» **Entries provided**

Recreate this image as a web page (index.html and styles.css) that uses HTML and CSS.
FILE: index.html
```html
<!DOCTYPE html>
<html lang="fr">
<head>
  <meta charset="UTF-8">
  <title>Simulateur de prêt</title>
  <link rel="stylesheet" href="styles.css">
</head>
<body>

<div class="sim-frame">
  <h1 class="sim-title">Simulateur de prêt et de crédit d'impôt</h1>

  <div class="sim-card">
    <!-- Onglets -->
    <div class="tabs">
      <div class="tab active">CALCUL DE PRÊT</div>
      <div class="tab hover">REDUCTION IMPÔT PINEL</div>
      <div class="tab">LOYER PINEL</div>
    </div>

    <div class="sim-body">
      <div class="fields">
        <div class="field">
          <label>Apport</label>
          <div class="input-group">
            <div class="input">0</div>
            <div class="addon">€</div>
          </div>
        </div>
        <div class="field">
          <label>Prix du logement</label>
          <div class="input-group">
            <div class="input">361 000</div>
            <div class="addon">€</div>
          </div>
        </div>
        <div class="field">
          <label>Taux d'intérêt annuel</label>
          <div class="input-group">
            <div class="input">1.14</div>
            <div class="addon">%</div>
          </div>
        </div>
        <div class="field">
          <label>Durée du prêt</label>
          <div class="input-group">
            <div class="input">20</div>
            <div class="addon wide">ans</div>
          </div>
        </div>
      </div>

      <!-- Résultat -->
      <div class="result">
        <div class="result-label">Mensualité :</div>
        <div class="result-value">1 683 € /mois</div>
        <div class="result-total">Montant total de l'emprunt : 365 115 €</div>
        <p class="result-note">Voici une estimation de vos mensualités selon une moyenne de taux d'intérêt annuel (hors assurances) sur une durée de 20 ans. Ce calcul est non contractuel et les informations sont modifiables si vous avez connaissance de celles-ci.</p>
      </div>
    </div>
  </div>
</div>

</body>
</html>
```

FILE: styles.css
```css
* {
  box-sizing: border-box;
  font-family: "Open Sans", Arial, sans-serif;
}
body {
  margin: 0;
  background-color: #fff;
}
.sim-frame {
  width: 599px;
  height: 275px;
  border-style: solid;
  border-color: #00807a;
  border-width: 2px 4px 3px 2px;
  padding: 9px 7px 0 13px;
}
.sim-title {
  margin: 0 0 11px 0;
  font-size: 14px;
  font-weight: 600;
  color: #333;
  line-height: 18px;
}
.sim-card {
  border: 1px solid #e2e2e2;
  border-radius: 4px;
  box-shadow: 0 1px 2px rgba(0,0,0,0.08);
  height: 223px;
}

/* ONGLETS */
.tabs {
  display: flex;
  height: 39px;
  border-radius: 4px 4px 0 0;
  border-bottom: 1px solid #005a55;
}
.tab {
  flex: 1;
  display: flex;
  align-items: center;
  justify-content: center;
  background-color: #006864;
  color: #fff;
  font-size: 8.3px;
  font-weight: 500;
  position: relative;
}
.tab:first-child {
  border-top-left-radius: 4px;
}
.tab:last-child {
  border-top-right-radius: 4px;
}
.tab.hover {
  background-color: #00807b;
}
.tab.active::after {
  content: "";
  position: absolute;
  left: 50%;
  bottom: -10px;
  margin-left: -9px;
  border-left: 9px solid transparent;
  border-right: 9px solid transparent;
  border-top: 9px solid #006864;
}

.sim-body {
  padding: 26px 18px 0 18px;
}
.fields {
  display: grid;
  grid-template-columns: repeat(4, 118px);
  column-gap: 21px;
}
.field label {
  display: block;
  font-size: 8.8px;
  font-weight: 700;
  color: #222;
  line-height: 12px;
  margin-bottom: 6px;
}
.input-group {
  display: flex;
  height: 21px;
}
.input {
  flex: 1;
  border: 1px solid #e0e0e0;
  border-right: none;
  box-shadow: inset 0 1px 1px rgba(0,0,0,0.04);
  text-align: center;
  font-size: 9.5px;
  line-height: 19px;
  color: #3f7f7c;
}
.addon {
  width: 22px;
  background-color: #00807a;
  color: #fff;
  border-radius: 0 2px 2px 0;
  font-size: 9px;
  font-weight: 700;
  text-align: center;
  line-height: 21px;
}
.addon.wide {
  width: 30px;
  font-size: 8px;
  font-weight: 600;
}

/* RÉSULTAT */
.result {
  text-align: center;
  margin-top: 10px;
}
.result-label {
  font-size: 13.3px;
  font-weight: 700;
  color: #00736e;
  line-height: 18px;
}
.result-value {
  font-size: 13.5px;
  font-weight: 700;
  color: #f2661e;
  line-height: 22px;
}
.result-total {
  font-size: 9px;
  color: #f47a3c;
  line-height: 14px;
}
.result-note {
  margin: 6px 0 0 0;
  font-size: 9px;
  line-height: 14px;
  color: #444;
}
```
---
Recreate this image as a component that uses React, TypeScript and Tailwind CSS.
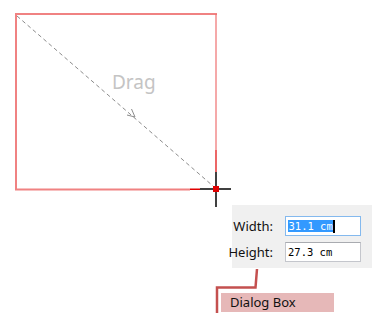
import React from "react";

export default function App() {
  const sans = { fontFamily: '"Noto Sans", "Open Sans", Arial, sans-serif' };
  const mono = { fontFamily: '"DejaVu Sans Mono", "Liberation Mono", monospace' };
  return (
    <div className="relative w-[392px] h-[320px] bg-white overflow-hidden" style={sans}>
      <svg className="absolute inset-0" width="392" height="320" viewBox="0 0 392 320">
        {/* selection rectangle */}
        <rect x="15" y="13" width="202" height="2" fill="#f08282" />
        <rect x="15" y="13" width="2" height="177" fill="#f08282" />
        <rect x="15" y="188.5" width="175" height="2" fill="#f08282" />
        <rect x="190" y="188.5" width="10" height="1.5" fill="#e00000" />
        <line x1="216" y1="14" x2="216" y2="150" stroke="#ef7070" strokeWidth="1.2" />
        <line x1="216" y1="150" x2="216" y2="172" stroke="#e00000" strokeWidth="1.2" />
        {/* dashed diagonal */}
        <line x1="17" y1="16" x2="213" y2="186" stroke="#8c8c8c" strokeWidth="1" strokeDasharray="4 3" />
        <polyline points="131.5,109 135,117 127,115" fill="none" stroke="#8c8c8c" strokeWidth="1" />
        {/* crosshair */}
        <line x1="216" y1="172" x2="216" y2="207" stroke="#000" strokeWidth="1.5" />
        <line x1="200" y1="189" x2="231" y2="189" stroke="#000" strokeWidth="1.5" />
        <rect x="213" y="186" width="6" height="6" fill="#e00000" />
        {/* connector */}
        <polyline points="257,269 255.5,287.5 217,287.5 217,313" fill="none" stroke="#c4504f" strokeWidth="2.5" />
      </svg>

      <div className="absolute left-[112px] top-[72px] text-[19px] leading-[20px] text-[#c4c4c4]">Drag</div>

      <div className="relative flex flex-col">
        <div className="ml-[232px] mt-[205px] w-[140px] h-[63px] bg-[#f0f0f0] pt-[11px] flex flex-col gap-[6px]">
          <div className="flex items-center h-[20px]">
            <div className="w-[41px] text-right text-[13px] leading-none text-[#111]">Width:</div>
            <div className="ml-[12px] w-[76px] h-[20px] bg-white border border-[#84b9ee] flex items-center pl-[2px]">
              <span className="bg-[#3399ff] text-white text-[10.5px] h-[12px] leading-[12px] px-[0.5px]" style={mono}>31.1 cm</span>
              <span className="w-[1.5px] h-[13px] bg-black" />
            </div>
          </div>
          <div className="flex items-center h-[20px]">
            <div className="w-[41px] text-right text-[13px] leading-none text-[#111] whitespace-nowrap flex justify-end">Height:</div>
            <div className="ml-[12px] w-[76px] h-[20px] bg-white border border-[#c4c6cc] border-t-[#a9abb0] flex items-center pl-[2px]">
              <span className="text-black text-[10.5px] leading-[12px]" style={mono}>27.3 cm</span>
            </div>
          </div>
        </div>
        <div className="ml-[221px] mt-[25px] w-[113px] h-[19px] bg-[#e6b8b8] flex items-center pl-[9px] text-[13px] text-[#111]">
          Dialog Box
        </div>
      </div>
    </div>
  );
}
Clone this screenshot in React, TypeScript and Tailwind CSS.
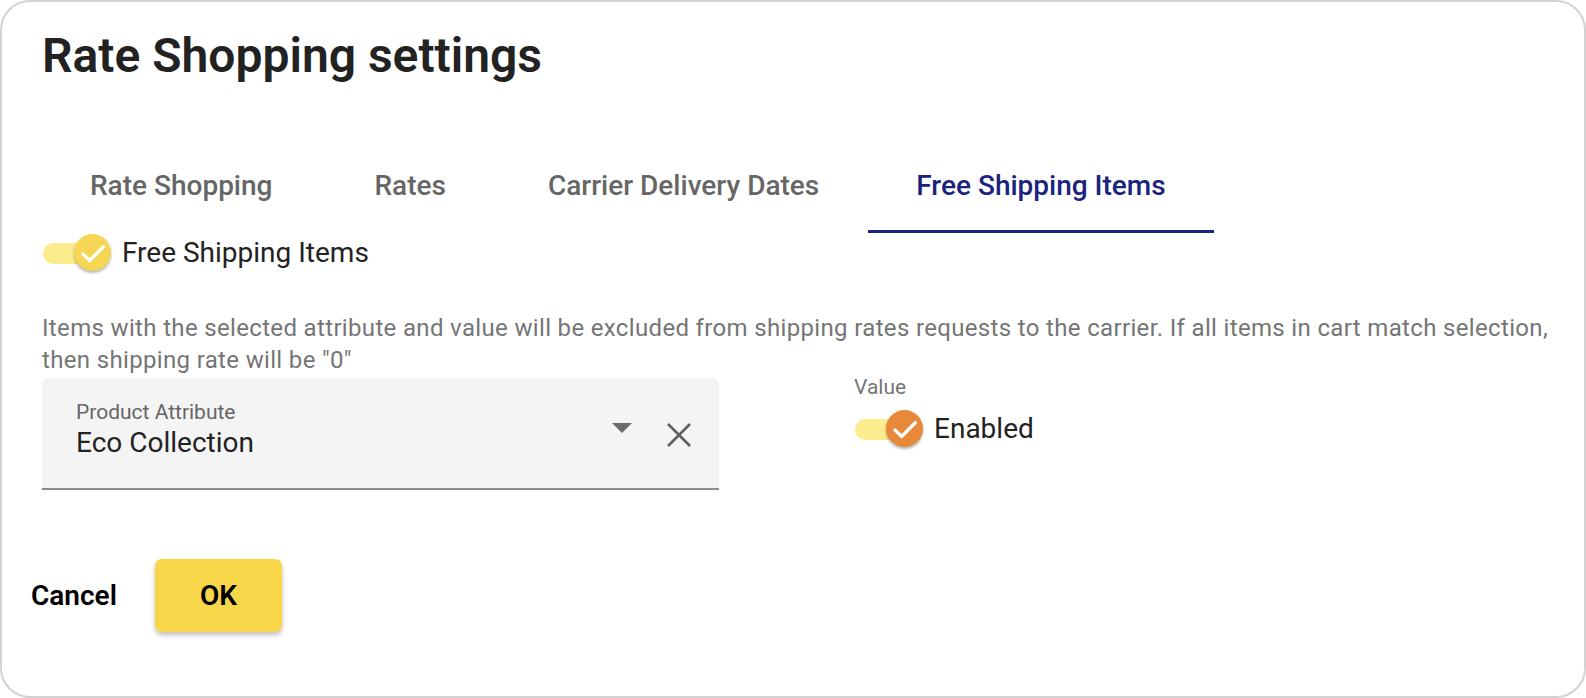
...
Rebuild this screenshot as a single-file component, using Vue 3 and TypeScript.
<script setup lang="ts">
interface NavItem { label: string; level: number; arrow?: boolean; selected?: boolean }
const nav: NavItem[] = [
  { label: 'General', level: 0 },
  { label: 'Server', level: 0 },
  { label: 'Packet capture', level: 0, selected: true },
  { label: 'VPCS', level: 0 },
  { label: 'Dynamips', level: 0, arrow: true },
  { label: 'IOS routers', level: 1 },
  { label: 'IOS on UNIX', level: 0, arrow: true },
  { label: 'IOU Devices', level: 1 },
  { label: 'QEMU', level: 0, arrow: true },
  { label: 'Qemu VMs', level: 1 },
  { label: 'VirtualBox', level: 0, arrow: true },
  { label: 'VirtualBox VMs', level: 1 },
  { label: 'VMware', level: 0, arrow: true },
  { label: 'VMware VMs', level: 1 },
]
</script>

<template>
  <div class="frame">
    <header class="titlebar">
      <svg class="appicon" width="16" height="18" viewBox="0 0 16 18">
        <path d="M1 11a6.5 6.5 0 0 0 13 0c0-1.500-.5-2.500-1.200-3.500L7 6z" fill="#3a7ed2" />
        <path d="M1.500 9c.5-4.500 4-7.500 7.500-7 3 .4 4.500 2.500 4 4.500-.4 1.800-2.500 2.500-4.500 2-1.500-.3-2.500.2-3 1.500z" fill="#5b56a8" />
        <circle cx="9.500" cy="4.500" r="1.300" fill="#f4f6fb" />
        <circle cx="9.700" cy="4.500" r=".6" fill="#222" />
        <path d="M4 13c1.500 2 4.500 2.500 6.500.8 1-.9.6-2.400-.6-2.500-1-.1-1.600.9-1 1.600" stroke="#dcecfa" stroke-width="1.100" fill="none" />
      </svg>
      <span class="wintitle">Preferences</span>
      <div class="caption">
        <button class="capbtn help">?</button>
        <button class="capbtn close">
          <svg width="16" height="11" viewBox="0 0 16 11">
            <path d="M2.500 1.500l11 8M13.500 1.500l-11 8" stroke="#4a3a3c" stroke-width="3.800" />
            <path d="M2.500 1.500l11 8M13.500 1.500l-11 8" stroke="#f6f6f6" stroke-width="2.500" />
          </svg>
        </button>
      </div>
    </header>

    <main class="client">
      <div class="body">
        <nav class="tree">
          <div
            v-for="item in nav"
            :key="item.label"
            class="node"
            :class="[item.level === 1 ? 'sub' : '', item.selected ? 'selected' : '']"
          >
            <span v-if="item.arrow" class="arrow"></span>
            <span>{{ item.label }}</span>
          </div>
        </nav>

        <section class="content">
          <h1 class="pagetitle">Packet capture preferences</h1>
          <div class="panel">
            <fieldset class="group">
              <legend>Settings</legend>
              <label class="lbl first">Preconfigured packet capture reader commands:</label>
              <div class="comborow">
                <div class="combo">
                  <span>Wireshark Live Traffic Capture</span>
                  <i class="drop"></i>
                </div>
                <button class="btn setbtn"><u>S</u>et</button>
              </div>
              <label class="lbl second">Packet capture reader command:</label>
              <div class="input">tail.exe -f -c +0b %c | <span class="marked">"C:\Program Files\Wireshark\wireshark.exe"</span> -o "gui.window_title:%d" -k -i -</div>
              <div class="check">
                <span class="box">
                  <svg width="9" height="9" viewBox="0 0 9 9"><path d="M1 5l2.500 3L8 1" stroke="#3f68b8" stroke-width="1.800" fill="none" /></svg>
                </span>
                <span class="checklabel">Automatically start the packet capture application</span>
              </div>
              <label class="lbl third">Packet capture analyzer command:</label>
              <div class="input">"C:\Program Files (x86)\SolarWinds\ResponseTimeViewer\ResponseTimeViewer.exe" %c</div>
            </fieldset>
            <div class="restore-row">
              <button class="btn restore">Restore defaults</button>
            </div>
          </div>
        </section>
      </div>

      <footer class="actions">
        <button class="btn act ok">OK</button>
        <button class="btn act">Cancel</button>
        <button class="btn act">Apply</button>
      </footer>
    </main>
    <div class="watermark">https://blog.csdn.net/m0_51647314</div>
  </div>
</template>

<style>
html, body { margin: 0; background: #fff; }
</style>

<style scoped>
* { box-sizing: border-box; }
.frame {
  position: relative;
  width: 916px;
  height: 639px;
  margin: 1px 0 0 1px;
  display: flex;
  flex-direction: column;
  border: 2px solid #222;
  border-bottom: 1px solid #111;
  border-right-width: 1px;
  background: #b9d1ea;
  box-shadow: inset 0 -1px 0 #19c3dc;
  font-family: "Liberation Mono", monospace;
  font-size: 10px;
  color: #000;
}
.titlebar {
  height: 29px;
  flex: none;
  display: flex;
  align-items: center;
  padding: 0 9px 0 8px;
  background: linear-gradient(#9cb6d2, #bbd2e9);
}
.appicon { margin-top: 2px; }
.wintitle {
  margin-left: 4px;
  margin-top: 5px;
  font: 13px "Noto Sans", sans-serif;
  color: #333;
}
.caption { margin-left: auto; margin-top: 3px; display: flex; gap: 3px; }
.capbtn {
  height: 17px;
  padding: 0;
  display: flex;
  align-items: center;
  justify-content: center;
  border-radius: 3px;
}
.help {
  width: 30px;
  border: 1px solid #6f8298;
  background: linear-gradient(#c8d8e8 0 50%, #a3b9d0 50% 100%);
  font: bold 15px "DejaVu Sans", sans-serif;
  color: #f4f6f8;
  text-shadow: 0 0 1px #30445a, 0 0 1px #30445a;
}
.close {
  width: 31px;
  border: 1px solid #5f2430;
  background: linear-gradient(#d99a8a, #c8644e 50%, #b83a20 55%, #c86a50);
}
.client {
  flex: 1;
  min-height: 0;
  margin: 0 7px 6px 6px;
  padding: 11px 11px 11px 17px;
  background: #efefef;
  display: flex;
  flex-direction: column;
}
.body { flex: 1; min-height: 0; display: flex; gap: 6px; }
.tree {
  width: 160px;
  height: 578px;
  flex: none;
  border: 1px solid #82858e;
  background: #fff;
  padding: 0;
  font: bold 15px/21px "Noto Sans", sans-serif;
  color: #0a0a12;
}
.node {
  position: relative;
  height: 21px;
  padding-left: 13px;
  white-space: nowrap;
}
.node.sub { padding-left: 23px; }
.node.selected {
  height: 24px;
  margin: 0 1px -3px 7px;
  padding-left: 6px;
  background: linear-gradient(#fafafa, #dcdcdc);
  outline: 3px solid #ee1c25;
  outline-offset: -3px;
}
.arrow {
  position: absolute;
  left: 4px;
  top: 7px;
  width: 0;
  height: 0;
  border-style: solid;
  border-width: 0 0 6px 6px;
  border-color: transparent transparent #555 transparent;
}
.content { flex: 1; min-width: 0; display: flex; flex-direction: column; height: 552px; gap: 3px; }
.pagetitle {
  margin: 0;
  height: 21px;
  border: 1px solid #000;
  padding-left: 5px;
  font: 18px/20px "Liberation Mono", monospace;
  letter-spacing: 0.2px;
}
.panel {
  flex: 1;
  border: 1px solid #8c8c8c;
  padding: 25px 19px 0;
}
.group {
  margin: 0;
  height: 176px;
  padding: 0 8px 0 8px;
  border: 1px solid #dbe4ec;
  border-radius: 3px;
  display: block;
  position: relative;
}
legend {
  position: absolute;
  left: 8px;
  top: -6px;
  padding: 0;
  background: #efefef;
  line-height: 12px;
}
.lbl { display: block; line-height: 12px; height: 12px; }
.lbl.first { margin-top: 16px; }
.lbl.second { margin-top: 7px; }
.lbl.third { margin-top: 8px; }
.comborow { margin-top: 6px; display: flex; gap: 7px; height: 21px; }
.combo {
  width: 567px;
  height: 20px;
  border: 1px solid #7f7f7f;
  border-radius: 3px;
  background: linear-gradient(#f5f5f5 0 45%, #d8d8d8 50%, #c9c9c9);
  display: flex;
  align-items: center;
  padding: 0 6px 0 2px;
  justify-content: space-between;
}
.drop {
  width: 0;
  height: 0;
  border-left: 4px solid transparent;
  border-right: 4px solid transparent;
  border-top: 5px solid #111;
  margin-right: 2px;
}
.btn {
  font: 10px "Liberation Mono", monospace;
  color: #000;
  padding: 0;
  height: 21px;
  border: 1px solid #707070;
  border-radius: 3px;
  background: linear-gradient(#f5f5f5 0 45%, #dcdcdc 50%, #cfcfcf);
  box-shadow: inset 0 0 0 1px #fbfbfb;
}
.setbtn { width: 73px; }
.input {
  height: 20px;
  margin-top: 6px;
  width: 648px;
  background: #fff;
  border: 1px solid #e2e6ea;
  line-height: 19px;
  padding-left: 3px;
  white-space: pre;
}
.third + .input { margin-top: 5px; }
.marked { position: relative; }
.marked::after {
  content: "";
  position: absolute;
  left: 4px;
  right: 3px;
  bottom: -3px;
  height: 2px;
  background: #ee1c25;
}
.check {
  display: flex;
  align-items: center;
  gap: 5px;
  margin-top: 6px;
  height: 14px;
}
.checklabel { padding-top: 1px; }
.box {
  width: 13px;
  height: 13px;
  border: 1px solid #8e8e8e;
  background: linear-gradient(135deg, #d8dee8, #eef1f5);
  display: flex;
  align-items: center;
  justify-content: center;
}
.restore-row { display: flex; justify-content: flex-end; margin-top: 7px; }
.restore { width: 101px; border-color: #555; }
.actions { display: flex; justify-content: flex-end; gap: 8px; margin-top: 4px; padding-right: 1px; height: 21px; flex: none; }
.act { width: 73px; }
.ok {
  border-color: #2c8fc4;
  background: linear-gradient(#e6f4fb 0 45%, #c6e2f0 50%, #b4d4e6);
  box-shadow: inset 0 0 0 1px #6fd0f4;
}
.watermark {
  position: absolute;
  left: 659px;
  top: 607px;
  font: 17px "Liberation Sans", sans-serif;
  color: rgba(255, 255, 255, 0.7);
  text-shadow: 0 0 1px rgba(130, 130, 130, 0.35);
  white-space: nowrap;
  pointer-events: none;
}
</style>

» **Short problem**
Leave out the pictures, and copy only the lines from the one holding "Recreate this image as a component" through the one holding "import React from", exactly as written.

» **Exercise answer**
Recreate this image as a component that uses React, TypeScript and Tailwind CSS.
import React from "react";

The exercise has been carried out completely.